A time capsule of water,
gold & Western Australia
A project from the National Trust of WA
A self-guided drive trail between the Perth Hills and Western Australia’s Eastern Goldfields. Go with the Flow. Follow the water to discover more about the audacious goldfields water supply scheme and Engineer CY O’Connor.
“Future generations, I am quite certain will think of us and bless us for our far seeing patriotism, and it will be said of us, as Isaiah said of old, ‘They made a way in the wilderness, and rivers in the desert”
At the western end of the Heritage Trail is the source of water so crucial to many throughout the Wheatbelt and Goldfields regions.

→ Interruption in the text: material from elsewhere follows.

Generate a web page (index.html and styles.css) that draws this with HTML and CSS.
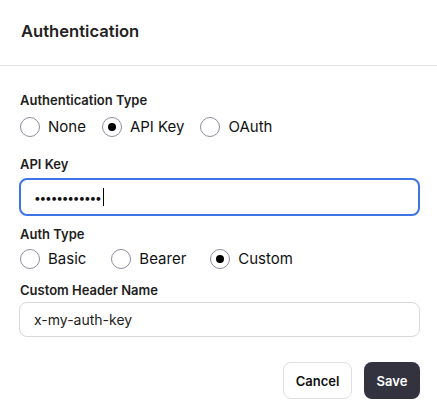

Driving through forested hills that surround Mundaring Weir, it is not easy to imagine conditions at the other end of the Heritage Trail, on the flat waterless plains of the Eastern Goldfields. And it is easy to forget the crucial role water played in the early development of settlement and agriculture as the country opens up to classic Wheatbelt country with large open vistas and gently rolling hills.
The pipeline can often be seen crossing the open paddocks, rising and falling with the undulating hills. As farmers settled the area they cleared the land, first by backbreaking manual labour and later with the help of heavy machinery. The original landscape has been so modified as to be unrecognisable.
Today less than 5% of the natural vegetation remains.
If you want to get off great Eastern Highway, sealed back roads will take you on a picturesque route. You can drive through Mt Helena, formerly Lion Mill and a source of sand for the concrete for the goldfields water storage dam wall; Chidlow, formerly known as Chidlow’s Well for its source of precious water; Wooroloo, site of a sculpture depicting the water supply scheme; Wundowie, a ‘garden town’ established for WA’s first iron and steel industry specifically near the pipeline. Then back onto Great Eastern Highway to Baker’s Hill, site of a regulating tank at the highest point between pump stations 2 and 3 and Clackline, where a refractory made fire bricks for the boilers at No 1 Pump Station. Turn off Great Eastern Highway again to travel via Spencers Brook, past pools in the Avon from which water was railed to the goldfields before the pipeline was built, to Northam.
The old Northam to York road that takes you a little south of Great Eastern Highway before rejoining it at Grass Valley, passes through Seabrook, the site of a battery for processing ore from the goldfields. Ore was railed to it and the especially designed trucks carried fresh water on the return journey. It only operated for two years.